— Start —

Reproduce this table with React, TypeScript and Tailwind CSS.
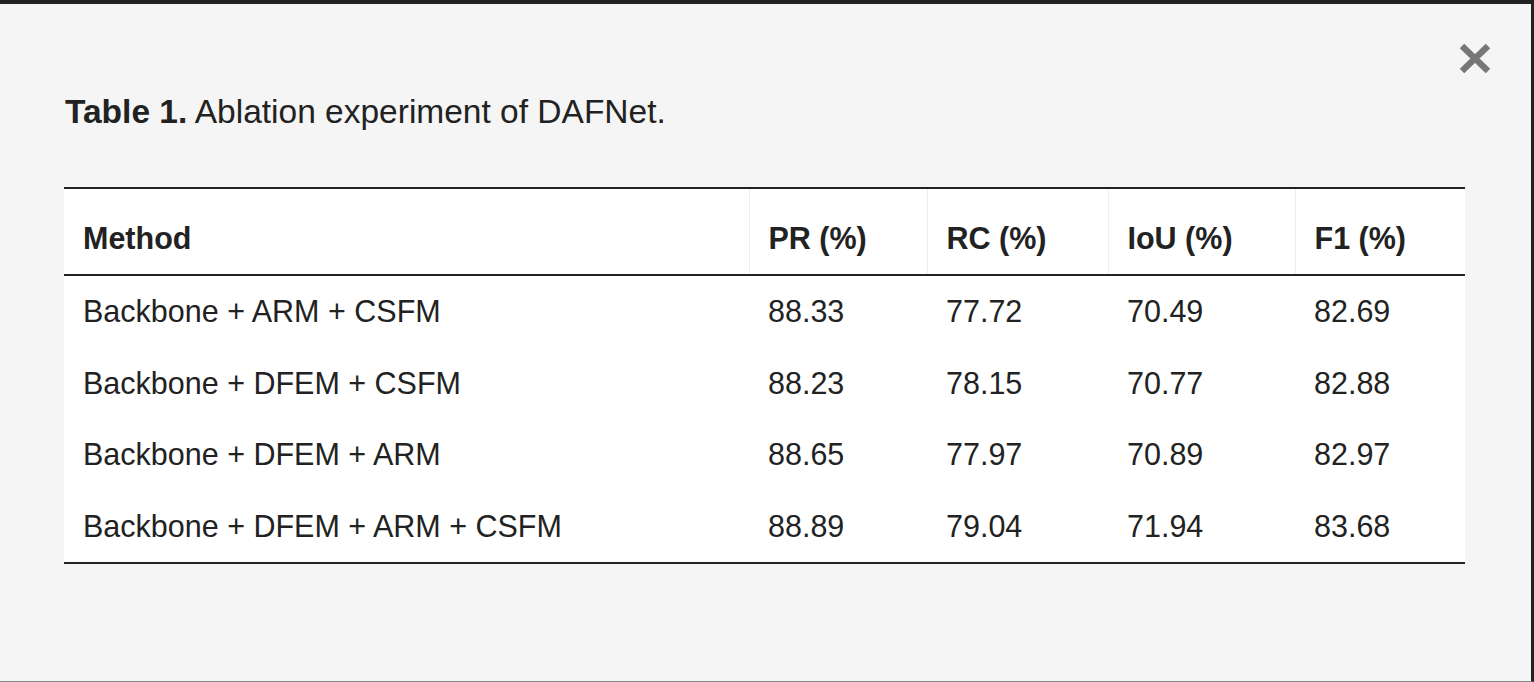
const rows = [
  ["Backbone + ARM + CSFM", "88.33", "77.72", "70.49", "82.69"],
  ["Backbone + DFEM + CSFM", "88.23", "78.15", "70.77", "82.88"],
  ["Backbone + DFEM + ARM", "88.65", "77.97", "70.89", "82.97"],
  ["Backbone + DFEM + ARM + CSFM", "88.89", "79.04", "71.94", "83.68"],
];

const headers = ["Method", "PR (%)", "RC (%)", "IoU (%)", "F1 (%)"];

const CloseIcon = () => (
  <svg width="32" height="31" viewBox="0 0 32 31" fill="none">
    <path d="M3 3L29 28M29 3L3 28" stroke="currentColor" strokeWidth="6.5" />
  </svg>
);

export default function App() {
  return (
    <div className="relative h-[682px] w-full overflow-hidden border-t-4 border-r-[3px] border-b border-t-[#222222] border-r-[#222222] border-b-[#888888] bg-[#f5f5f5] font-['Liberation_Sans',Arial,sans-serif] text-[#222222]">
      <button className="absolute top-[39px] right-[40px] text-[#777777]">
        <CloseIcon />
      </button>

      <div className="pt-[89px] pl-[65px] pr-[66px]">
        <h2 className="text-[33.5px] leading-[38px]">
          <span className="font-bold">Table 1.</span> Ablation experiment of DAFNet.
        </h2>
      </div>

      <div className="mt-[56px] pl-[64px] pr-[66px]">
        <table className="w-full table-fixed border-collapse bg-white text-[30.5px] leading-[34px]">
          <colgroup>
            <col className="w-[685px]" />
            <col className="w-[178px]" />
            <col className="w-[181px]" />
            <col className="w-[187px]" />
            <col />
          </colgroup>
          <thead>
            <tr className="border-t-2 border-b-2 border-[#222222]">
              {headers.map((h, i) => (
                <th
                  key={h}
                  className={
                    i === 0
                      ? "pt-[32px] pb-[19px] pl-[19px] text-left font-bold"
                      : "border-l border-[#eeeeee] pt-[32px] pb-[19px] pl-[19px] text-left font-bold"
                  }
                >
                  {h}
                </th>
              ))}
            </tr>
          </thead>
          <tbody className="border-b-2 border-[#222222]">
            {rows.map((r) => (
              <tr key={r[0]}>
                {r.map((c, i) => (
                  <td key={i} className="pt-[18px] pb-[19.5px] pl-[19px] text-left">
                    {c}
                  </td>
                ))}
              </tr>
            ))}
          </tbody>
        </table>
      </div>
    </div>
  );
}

— End —

Your task: Write out the whole listing exactly, and drop the pictures.

Reply to the exercise:
Reproduce this table with React, TypeScript and Tailwind CSS.
const rows = [
  ["Backbone + ARM + CSFM", "88.33", "77.72", "70.49", "82.69"],
  ["Backbone + DFEM + CSFM", "88.23", "78.15", "70.77", "82.88"],
  ["Backbone + DFEM + ARM", "88.65", "77.97", "70.89", "82.97"],
  ["Backbone + DFEM + ARM + CSFM", "88.89", "79.04", "71.94", "83.68"],
];

const headers = ["Method", "PR (%)", "RC (%)", "IoU (%)", "F1 (%)"];

const CloseIcon = () => (
  <svg width="32" height="31" viewBox="0 0 32 31" fill="none">
    <path d="M3 3L29 28M29 3L3 28" stroke="currentColor" strokeWidth="6.5" />
  </svg>
);

export default function App() {
  return (
    <div className="relative h-[682px] w-full overflow-hidden border-t-4 border-r-[3px] border-b border-t-[#222222] border-r-[#222222] border-b-[#888888] bg-[#f5f5f5] font-['Liberation_Sans',Arial,sans-serif] text-[#222222]">
      <button className="absolute top-[39px] right-[40px] text-[#777777]">
        <CloseIcon />
      </button>

      <div className="pt-[89px] pl-[65px] pr-[66px]">
        <h2 className="text-[33.5px] leading-[38px]">
          <span className="font-bold">Table 1.</span> Ablation experiment of DAFNet.
        </h2>
      </div>

      <div className="mt-[56px] pl-[64px] pr-[66px]">
        <table className="w-full table-fixed border-collapse bg-white text-[30.5px] leading-[34px]">
          <colgroup>
            <col className="w-[685px]" />
            <col className="w-[178px]" />
            <col className="w-[181px]" />
            <col className="w-[187px]" />
            <col />
          </colgroup>
          <thead>
            <tr className="border-t-2 border-b-2 border-[#222222]">
              {headers.map((h, i) => (
                <th
                  key={h}
                  className={
                    i === 0
                      ? "pt-[32px] pb-[19px] pl-[19px] text-left font-bold"
                      : "border-l border-[#eeeeee] pt-[32px] pb-[19px] pl-[19px] text-left font-bold"
                  }
                >
                  {h}
                </th>
              ))}
            </tr>
          </thead>
          <tbody className="border-b-2 border-[#222222]">
            {rows.map((r) => (
              <tr key={r[0]}>
                {r.map((c, i) => (
                  <td key={i} className="pt-[18px] pb-[19.5px] pl-[19px] text-left">
                    {c}
                  </td>
                ))}
              </tr>
            ))}
          </tbody>
        </table>
      </div>
    </div>
  );
}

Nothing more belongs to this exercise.